2 See: http://www.globalvoicesonline.org/about/gv-manifesto

3 For more background on the role of translation in Global Voices, see: "Language and translation on Global Voices," My heart's in Accra (blog of Ethan Zuckerman), December 16, 2006. http://www.ethanzuckerman.com/blog/2006/12/16/language-and-translation-on-global-voices/

4 See: http://www.globalvoicesonline.org/lingua

5 Ethan Zuckerman had in fact originally envisioned a different model wherein people created their own separate GV-like sites for different languages (personal communication). Some Lingua editors have mentioned that they view such sites as an ultimate future goal, but none have yet been created.
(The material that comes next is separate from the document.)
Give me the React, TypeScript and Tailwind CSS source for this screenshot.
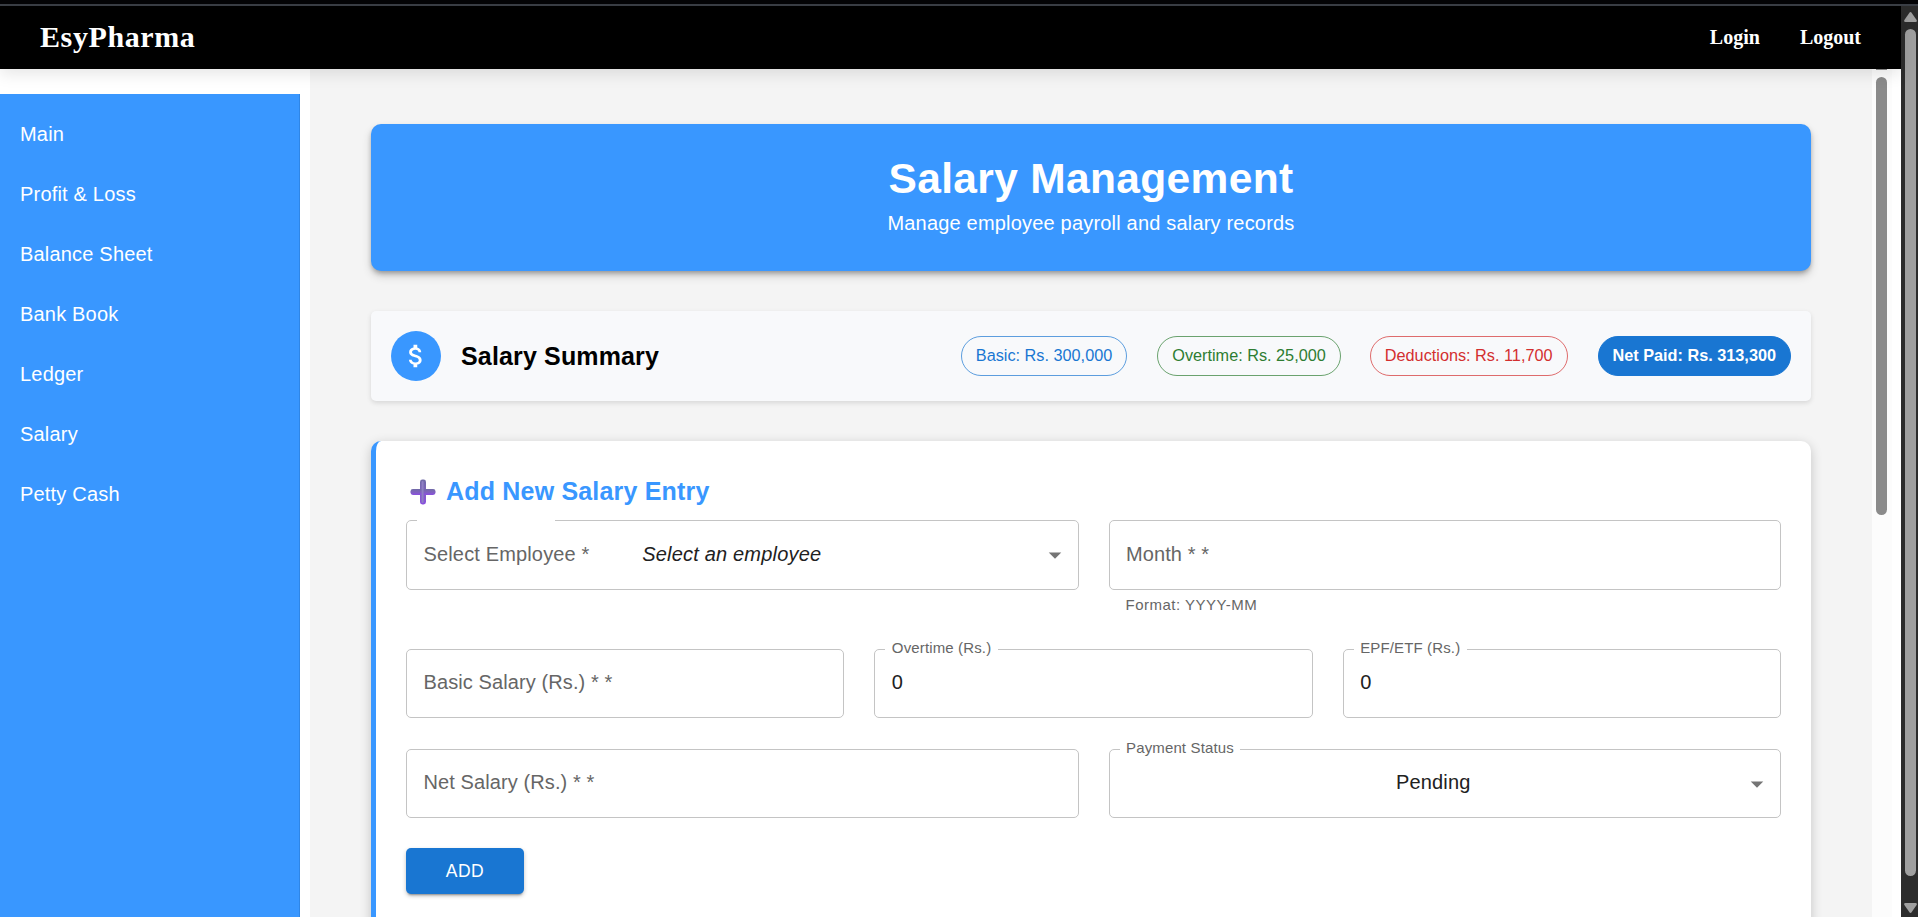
import type { ReactNode } from "react";

const navItems = ["Main", "Profit & Loss", "Balance Sheet", "Bank Book", "Ledger", "Salary", "Petty Cash"];

const chips = [
  { text: "Basic: Rs. 300,000", look: "border-[#1976d2]/70 text-[#1976d2]" },
  { text: "Overtime: Rs. 25,000", look: "-mr-px border-[#2e7d32]/70 text-[#2e7d32]" },
  { text: "Deductions: Rs. 11,700", look: "border-[#d32f2f]/70 text-[#d32f2f]" },
  { text: "Net Paid: Rs. 313,300", look: "border-[#1976d2] bg-[#1976d2] text-white font-bold" },
];

function DropArrow() {
  return (
    <svg viewBox="0 0 24 24" className="absolute right-[8px] top-1/2 h-[30px] w-[30px] -translate-y-1/2 fill-[#757575]">
      <path d="M7 10l5 5 5-5z" />
    </svg>
  );
}

function Field({ tall, children }: { tall?: boolean; children?: ReactNode }) {
  return (
    <div
      className={`relative flex items-center rounded-[5px] border border-[#c4c4c4] px-[16.5px] text-[20px] leading-[28px] tracking-[0.19px] text-[#212121] ${
        tall ? "h-[70px]" : "h-[69px]"
      }`}
    >
      {children}
    </div>
  );
}

function Placeholder({ text }: { text: string }) {
  return <span className="pb-[3px] tracking-[0.1px] text-[#666666]">{text}</span>;
}

function FloatingLabel({ text }: { text: string }) {
  return (
    <span className="absolute -top-[12px] left-[10px] whitespace-nowrap bg-white px-[6.5px] text-[15px] leading-[20px] tracking-[0.14px] text-[#666666]">
      {text}
    </span>
  );
}

function PlusIcon() {
  return (
    <svg viewBox="0 0 26 26" className="mt-px h-[26px] w-[26px]">
      <defs>
        <linearGradient id="plus" x1="0" y1="0" x2="0" y2="1">
          <stop offset="0" stopColor="#6f6aa6" />
          <stop offset="0.5" stopColor="#7f62bd" />
          <stop offset="1" stopColor="#8a4fe0" />
        </linearGradient>
      </defs>
      <rect x="10" y="0.5" width="6" height="25" rx="2.4" fill="url(#plus)" />
      <rect x="0.5" y="10" width="25" height="6" rx="2.4" fill="url(#plus)" />
      <rect x="11.6" y="2" width="2" height="22" rx="1" fill="#8f80c4" />
    </svg>
  );
}

export default function App() {
  return (
    <div className="flex h-[917px] w-[1918px] flex-col overflow-hidden bg-white font-['Liberation_Sans',Arial,sans-serif]">
      <div className="h-[6px] shrink-0 border-b-2 border-[#3b3f46] bg-[#040406]" />
      <div className="flex min-h-0 flex-1">
        <div className="flex min-w-0 flex-1 flex-col">
          <header className="relative z-10 flex h-[63px] shrink-0 items-center justify-between bg-black px-[40px] pb-px font-['Liberation_Serif','Times_New_Roman',serif] font-bold text-white shadow-[0_5px_15px_rgba(0,0,0,0.1)]">
            <span className="text-[30px] leading-[36px] tracking-[0.6px]">EsyPharma</span>
            <nav className="flex gap-[40px] text-[20px] leading-[24px]">
              <span>Login</span>
              <span>Logout</span>
            </nav>
          </header>
          <div className="flex min-h-0 flex-1">
            <aside className="mt-[25px] w-[300px] shrink-0 border-r border-[#2f86e6] bg-[#3997ff] pt-[10px]">
              {navItems.map((item) => (
                <div key={item} className="flex h-[60px] items-center px-[20px] pb-px text-[20px] tracking-[0.19px] text-white">
                  {item}
                </div>
              ))}
            </aside>
            <main className="ml-[10px] min-w-0 flex-1 overflow-hidden bg-[#f4f4f4] px-[61px] pt-[55px]">
              <section className="flex h-[147px] flex-col items-center rounded-[10px] bg-[#3997ff] pt-[29px] text-white shadow-[0_3px_5px_-1px_rgba(0,0,0,0.3),0_5px_10px_rgba(0,0,0,0.16)]">
                <h1 className="text-[42.5px] font-bold leading-[52px] tracking-[0.34px]">Salary Management</h1>
                <p className="mt-[3px] text-[20px] leading-[30px] tracking-[0.19px]">Manage employee payroll and salary records</p>
              </section>

              <section className="mt-[40px] flex h-[90px] items-center rounded-[5px] bg-[#f8f9fb] px-[20px] shadow-[0_2px_5px_rgba(0,0,0,0.12)]">
                <div className="flex h-[50px] w-[50px] items-center justify-center rounded-full bg-[#3997ff]">
                  <svg viewBox="0 0 24 24" className="h-[30px] w-[30px] fill-white">
                    <path d="M11.8 10.9c-2.27-.59-3-1.2-3-2.15 0-1.09 1.01-1.85 2.7-1.85 1.78 0 2.44.85 2.5 2.1h2.21c-.07-1.72-1.12-3.3-3.21-3.81V3h-3v2.16c-1.94.42-3.5 1.68-3.5 3.61 0 2.31 1.91 3.46 4.7 4.13 2.5.6 3 1.48 3 2.41 0 .69-.49 1.79-2.7 1.79-2.06 0-2.87-.92-2.98-2.1h-2.2c.12 2.19 1.76 3.42 3.68 3.83V21h3v-2.15c1.95-.37 3.5-1.5 3.5-3.55 0-2.84-2.43-3.81-4.7-4.4z" />
                  </svg>
                </div>
                <h2 className="ml-[20px] flex-1 text-[25px] font-bold leading-[40px] tracking-[0.15px] text-black">Salary Summary</h2>
                <div className="flex gap-[30px]">
                  {chips.map((chip) => (
                    <span
                      key={chip.text}
                      className={`flex h-[40px] items-center whitespace-nowrap rounded-full border px-[14px] pb-px text-[16.25px] ${chip.look}`}
                    >
                      {chip.text}
                    </span>
                  ))}
                </div>
              </section>

              <section className="mt-[40px] h-[520px] rounded-[10px] border-l-[5px] border-[#3997ff] bg-white pl-[30px] pr-[30px] pt-[30px] shadow-[0_3px_12px_rgba(0,0,0,0.2)]">
                <h2 className="flex h-[41px] items-center gap-[10px] pl-[4px] text-[25px] font-bold tracking-[0.19px] text-[#3997ff]">
                  <PlusIcon />
                  Add New Salary Entry
                </h2>
                <div className="mt-[8px] grid h-[129px] grid-cols-2 items-start gap-[30px]">
                  <Field tall>
                    <span className="absolute -top-px left-[10px] h-px w-[138px] bg-white" />
                    <span className="absolute left-[16.5px] top-1/2 -translate-y-1/2 pb-[3px] tracking-[0.15px] text-[#666666]">Select Employee *</span>
                    <em className="flex-1 pb-[2px] pr-[21px] text-center">Select an employee</em>
                    <DropArrow />
                  </Field>
                  <div>
                    <Field tall>
                      <Placeholder text="Month * *" />
                    </Field>
                    <p className="mt-[4px] px-[17px] text-[15px] leading-[22px] tracking-[0.5px] text-[#666666]">Format: YYYY-MM</p>
                  </div>
                </div>
                <div className="grid h-[100px] grid-cols-3 items-start gap-[30px]">
                  <Field>
                    <Placeholder text="Basic Salary (Rs.) * *" />
                  </Field>
                  <Field>
                    <FloatingLabel text="Overtime (Rs.)" />
                    <span className="pb-[3px]">0</span>
                  </Field>
                  <Field>
                    <FloatingLabel text="EPF/ETF (Rs.)" />
                    <span className="pb-[3px]">0</span>
                  </Field>
                </div>
                <div className="grid h-[99px] grid-cols-2 items-start gap-[30px]">
                  <Field>
                    <Placeholder text="Net Salary (Rs.) * *" />
                  </Field>
                  <Field>
                    <FloatingLabel text="Payment Status" />
                    <span className="flex-1 pb-[3px] pr-[23px] text-center">Pending</span>
                    <DropArrow />
                  </Field>
                </div>
                <button className="h-[46px] w-[118px] rounded-[5px] bg-[#1976d2] text-[17.5px] tracking-[0.5px] text-white shadow-[0_3px_2px_-2px_rgba(0,0,0,0.3),0_2px_4px_rgba(0,0,0,0.24)]">
                  ADD
                </button>
              </section>
            </main>
            <div className="flex w-[20px] shrink-0 flex-col bg-[#fcfcfc] pl-[4px]">
              <div className="h-px w-[11px] bg-[#8b8b8b]" />
              <div className="mt-[7px] h-[438px] w-[11px] rounded-full bg-[#8b8b8b]" />
            </div>
            <div className="w-[9px] shrink-0 bg-white" />
          </div>
        </div>
        <div className="flex w-[17px] shrink-0 flex-col items-start bg-[#2c2c2c]">
          <svg viewBox="0 0 13 10" className="ml-[3px] mt-[6px] h-[10px] w-[13px] shrink-0 fill-[#9f9f9f]">
            <path d="M5.4.7Q6.5-.5 7.6.7L12.6 8Q13.4 10 11.6 10H1.4Q-.4 10 .4 8Z" />
          </svg>
          <div className="ml-[4px] mt-[7px] h-[847px] w-[11px] shrink-0 rounded-full bg-[#9f9f9f]" />
          <svg viewBox="0 0 13 10" className="ml-[3px] mt-[27px] h-[10px] w-[13px] shrink-0 fill-[#9f9f9f]">
            <path d="M5.4 9.3Q6.5 10.5 7.6 9.3L12.6 2Q13.4 0 11.6 0H1.4Q-.4 0 .4 2Z" />
          </svg>
        </div>
      </div>
    </div>
  );
}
6 For more about Creative Commons licenses, see: Lessig, Lawrence, "The Vision for the Creative Commons: What are We and Where are We Headed? Free Culture," in Brian Fitzgerald (ed.), Open Licensing: Cultivating the Creative Commons, Sydney: Sydney University Press, 2007. http://ses.library.usyd.edu.au/handle/2123/1572

7 There are three other sub-projects within Global Voices: Advocacy (http://advocacy.globalvoicesonline.org), Rising Voices ( http://rising.globalvoicesonline.org), and Voices without Votes ( http://voiceswithoutvotes.org).

8 See: http://globalvoicesonline.org/lingua/posting-stats

9 Lova Rakotomalala (editor of GV Malagasy), personal communication.

10 Note however that in fact many Lingua editors are also GV authors, and form a bridge between Global Voices and the larger group of volunteer translators.

11 Claire Ulrich (editor of GV French) notes in an email (June 9, 2008): "GV and other US communities often have a 'can do', 'let's unite to make this right' and 'we are great!' attitude that is part of the American way to communicate, engage, motivate. It sounds over optimistic and boyscoutish to the francophone readers."

12 Some teams have already experimented with this approach. See for example: Portnoy Zheng, "Taiwan: An Ironic Human Rights Day," Global Voices Online, December 24, 2007. http://www.globalvoicesonline.org/2007/12/24/taiwan-an-ironic-human-rights-day/

13 Claire Ulrich (editor of GV French), personal communication.